Je me réjouis de voir que quelques-uns sont d’un cer­veau sain ! Leur nombre est petit, et le plus affli­geant est que tel, sem­blable aux fou­gueux d’hier, le sera à ceux qui sont plats aujourd’hui.

La véri­té est qu’on ne peut res­ter his­sé sur un fil de fer.

La Révo­lu­tion est une chose à laquelle je crois par sen­ti­ment et sur­tout par rai­son. Je la vois proche. Les fac­teurs humains font seuls défaut. Je ne la vois ni en aus­tère, ni en puri­tain, mais en humain. Je suis pour la révo­lu­tion russe parce qu’elle est et je me suis fait une règle de ne rien dire sur elle. Il n’existe pas d’homme capable de la juger. Son immen­si­té et sa com­plexi­té sont telles que nul être – même un par­ti­ci­pant ou un témoin – ne peut la dis­sé­quer et l’analyser.

Je vous écris tout cela pour en arri­ver à vous dire qu’une dis­ser­ta­tion théo­rique sur le syn­di­ca­lisme me paraît inop­por­tune. J’ai refu­sé d’en par­ler l’autre jour.

La ques­tion pres­sante est la sui­vante. Faut-il, en pré­sence des bou­le­ver­se­ments sociaux actuels, agir pour une révo­lu­tion sociale, ou faut-il beso­gner pour une adap­ta­tion pro­gres­sive des condi­tions sociales dans un sens démo­cra­tique ? Ou bien encore se can­ton­ner dans une expec­ta­tive cri­tique en atten­dant que passe l’au­to­bus per­fec­tion­né, jamais réalisé ? 

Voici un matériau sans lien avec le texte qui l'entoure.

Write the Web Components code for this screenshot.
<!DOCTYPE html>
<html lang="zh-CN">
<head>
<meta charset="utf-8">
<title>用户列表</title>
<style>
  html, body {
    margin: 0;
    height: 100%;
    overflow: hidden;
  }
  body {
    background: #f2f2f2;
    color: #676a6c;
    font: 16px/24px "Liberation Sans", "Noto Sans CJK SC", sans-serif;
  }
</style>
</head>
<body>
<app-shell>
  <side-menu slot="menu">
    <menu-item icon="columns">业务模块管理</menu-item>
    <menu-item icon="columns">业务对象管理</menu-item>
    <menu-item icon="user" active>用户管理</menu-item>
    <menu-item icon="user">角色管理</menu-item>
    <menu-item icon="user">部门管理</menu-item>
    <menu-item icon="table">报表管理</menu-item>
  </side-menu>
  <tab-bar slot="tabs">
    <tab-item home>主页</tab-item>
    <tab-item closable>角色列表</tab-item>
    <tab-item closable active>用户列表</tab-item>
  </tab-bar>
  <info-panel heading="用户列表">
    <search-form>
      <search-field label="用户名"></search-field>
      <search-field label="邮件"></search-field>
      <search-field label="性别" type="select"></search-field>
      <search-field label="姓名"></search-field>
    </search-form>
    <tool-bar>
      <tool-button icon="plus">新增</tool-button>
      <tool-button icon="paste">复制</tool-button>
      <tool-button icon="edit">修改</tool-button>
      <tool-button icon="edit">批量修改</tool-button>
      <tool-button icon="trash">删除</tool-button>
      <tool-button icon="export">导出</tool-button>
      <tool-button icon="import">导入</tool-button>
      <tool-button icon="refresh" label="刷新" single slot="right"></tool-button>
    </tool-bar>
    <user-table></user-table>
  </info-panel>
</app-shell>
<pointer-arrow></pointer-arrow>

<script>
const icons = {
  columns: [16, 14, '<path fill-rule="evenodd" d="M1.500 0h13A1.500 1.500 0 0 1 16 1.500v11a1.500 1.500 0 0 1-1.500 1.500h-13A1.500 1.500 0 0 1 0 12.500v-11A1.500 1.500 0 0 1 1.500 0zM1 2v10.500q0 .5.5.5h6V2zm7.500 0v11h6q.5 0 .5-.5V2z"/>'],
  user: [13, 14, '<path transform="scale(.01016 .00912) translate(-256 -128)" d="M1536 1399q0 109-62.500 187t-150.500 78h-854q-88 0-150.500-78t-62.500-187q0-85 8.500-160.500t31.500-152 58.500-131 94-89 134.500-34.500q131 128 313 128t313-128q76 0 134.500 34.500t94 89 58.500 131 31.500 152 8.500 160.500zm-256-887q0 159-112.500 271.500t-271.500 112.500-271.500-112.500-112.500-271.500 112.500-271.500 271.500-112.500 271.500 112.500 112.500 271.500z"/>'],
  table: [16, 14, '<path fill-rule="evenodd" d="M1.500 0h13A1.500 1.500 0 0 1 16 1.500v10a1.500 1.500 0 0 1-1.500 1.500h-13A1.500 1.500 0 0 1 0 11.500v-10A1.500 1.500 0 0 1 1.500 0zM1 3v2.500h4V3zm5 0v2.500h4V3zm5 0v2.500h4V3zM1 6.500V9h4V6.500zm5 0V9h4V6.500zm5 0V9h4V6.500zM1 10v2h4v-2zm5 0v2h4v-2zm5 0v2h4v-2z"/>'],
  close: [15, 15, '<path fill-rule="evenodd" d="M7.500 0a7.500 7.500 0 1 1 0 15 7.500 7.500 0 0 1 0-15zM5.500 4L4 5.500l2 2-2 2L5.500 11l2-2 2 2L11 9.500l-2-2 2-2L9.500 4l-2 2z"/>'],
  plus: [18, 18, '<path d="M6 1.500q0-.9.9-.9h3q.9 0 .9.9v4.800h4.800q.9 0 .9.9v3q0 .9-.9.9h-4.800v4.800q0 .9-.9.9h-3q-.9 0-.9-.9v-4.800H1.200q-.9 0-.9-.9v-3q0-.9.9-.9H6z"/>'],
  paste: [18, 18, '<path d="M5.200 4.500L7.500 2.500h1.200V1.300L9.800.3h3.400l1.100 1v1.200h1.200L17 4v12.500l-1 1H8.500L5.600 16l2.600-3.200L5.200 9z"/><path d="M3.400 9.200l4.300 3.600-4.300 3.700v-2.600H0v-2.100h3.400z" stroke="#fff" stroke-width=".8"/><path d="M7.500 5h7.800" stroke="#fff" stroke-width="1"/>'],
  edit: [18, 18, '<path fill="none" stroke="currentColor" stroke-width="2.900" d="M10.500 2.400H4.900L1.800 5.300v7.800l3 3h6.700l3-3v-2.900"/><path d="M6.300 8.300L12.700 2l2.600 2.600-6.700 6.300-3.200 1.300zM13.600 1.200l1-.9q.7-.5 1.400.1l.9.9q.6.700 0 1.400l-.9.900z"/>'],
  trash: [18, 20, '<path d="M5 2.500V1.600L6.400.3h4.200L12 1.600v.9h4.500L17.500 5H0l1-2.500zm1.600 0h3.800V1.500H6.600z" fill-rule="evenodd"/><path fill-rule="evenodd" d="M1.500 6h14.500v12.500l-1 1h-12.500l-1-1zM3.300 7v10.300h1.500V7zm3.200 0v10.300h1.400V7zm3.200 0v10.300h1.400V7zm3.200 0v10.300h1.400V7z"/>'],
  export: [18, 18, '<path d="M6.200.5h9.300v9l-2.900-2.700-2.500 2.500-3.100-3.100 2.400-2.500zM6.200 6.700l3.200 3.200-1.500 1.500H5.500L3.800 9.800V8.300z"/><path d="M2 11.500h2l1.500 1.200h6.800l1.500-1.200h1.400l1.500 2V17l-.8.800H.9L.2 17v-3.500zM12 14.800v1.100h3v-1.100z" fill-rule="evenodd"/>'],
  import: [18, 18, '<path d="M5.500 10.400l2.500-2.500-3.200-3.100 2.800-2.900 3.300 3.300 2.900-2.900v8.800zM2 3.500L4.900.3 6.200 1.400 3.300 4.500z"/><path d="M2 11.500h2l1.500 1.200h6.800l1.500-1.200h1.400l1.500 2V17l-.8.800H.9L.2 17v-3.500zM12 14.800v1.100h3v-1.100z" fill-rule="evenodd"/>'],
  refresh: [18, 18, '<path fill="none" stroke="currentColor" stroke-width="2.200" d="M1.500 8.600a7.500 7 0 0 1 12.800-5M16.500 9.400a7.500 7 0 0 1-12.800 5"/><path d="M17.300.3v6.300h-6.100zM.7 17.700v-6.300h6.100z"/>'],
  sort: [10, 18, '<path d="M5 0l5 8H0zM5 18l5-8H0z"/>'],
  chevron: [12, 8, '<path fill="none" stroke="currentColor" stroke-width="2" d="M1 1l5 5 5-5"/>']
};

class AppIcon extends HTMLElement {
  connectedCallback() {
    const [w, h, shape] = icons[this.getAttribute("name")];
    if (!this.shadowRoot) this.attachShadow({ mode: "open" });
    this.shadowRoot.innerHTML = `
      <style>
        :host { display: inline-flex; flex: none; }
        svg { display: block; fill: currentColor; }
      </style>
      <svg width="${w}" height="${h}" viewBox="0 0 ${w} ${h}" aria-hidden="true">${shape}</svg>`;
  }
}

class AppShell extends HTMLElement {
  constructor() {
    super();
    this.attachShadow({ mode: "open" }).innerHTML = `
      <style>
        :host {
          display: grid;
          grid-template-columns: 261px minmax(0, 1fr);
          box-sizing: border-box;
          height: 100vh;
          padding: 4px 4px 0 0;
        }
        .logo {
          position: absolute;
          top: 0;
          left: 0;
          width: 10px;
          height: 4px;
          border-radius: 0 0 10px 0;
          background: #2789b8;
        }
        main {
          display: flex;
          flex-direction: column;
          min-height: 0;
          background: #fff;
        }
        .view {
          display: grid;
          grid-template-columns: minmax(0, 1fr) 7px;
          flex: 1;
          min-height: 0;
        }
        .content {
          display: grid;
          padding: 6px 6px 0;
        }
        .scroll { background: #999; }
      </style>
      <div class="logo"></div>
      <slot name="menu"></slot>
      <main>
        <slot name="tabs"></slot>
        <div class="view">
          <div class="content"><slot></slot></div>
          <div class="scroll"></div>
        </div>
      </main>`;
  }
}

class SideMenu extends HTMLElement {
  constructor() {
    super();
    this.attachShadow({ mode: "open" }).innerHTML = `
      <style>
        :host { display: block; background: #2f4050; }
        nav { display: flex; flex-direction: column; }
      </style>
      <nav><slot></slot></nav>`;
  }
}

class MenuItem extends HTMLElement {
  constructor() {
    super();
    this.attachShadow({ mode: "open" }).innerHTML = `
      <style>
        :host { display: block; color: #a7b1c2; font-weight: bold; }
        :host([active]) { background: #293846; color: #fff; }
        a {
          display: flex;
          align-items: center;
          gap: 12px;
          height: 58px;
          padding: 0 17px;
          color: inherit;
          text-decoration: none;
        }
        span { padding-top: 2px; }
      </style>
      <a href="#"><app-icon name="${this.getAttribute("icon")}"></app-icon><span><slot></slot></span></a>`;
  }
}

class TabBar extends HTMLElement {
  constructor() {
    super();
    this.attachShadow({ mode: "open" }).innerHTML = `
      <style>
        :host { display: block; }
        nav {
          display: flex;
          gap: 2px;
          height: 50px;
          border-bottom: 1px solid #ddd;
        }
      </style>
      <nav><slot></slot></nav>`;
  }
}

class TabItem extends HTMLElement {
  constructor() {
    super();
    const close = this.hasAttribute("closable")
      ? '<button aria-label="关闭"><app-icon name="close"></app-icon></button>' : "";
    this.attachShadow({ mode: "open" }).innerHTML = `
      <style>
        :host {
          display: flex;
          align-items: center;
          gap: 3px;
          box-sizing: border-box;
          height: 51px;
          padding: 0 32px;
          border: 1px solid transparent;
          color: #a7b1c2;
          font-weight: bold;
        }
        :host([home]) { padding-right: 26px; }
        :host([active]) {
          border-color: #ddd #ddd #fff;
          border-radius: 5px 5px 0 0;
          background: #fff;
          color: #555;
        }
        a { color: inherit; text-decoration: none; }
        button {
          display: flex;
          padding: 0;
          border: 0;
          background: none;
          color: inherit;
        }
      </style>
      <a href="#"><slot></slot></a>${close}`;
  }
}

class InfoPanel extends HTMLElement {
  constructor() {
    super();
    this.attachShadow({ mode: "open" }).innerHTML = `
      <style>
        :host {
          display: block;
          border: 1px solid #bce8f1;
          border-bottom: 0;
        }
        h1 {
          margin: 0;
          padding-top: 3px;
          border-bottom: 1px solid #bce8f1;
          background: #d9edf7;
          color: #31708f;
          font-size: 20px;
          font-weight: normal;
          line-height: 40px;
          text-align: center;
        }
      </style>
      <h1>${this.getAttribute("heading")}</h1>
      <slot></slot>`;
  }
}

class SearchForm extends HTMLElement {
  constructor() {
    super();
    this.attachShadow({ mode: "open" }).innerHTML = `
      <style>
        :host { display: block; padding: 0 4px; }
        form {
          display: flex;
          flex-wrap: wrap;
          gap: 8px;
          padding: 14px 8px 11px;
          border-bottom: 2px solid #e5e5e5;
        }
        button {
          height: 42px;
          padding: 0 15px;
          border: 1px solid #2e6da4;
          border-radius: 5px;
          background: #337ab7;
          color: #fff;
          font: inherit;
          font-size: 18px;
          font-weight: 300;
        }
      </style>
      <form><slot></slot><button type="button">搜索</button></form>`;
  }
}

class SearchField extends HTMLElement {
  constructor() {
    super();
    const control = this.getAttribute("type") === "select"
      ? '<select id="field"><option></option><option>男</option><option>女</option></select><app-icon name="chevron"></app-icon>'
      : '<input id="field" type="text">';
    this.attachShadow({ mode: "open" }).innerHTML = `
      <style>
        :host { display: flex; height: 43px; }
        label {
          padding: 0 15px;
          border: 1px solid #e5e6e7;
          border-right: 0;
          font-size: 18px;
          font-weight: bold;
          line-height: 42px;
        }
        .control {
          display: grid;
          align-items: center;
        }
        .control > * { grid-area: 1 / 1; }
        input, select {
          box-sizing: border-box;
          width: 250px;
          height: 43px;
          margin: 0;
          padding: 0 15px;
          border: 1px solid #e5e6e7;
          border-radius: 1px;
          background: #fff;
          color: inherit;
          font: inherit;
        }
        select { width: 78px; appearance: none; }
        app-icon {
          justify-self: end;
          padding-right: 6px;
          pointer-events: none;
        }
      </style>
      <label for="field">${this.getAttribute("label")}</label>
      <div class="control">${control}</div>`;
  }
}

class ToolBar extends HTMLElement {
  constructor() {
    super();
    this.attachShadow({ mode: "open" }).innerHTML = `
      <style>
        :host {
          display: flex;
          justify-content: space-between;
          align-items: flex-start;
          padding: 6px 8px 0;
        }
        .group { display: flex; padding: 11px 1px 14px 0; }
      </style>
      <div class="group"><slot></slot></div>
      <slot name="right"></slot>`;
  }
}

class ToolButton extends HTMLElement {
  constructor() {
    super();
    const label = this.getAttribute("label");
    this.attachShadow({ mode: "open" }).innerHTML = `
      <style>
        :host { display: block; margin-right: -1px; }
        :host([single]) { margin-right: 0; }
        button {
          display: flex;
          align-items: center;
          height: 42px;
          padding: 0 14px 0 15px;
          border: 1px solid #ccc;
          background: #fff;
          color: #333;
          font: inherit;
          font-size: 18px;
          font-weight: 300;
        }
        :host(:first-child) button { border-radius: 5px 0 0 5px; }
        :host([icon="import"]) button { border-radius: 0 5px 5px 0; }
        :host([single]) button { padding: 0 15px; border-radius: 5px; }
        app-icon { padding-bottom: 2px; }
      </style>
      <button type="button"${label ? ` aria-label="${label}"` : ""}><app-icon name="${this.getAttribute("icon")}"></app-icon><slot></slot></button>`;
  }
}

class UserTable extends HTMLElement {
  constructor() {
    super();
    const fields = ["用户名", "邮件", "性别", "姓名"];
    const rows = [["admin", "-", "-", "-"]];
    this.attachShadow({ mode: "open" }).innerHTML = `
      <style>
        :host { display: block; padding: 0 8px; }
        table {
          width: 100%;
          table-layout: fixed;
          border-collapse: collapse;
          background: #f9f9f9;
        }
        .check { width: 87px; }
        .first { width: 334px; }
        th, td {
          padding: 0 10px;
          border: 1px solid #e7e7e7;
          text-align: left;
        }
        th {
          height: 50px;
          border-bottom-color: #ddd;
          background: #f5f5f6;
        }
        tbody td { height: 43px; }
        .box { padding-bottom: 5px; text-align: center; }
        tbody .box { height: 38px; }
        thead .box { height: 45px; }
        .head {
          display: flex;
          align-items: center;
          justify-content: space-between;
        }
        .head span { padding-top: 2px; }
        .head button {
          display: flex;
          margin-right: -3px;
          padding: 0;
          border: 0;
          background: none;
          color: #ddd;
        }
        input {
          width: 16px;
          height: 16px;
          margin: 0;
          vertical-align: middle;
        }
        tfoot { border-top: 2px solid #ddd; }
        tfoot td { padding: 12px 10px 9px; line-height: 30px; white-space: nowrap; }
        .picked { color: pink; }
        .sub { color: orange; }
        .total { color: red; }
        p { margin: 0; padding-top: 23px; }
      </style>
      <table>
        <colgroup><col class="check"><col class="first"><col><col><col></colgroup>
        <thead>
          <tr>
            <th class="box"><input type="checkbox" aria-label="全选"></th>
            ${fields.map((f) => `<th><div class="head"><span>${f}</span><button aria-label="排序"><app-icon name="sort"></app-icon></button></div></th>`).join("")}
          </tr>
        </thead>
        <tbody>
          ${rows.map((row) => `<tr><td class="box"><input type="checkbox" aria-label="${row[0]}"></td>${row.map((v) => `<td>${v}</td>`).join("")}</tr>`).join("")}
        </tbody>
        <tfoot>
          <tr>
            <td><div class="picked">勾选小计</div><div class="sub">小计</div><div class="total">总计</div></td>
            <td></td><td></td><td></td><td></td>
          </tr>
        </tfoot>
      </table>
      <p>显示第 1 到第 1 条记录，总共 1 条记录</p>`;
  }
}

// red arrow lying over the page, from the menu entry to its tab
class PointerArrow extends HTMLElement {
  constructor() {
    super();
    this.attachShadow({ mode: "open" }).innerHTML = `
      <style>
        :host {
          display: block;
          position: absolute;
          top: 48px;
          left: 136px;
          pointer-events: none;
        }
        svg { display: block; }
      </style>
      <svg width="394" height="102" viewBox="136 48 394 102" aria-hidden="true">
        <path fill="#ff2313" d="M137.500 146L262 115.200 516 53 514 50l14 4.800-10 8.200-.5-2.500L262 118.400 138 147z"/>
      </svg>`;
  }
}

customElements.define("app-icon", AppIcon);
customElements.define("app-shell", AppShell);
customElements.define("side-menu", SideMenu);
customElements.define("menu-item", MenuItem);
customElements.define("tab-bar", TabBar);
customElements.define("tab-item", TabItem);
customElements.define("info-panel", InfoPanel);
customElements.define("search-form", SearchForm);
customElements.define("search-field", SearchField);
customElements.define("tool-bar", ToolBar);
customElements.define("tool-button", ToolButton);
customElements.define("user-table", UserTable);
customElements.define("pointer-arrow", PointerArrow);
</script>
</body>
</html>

Dans des études ain­si com­prises, je pour­rais dire mon mot, esti­mant qu’elles seules sont d’une actua­li­té impé­rieuse. Elles seraient d’un autre inté­rêt que les dis­cus­sions por­tant sur l’at­ti­tude obser­vée ces cinq der­nières années. Ça c’est le pas­sé dont il serait pré­fé­rable de ne plus par­ler. Cha­cun a agi selon son tem­pé­ra­ment, son esprit ! Un voile devrait se dres­ser et ensemble il convien­drait de fixer devant soi.

Que peut-on, que doit-on tirer de la guerre ? Ma réponse est prête ; elle n’est pas celle d’un vision­naire, ni d’un illu­mi­né. Je vois l’ef­fort à ten­ter dans son sens géné­ral. Dans le cours de l’ac­tion agi­rais-je selon un cane­vas détaillé et minu­tieux ? Je ne sais. Sui­vrai-je la ligne droite ? Je ne sais encore. Un homme d’ac­tion et de réa­li­sa­tion ne sau­rait s’embarrasser de détails, à moins de n’être qu’un discutailleur.

Que nous sommes loin de cette fraî­cheur d’i­dées et de foi d’au­tre­fois ! Si le rap­pel que vous dési­rez pou­vait la rame­ner, je me ferais un plai­sir d’ap­por­ter ma part dans ce rappel.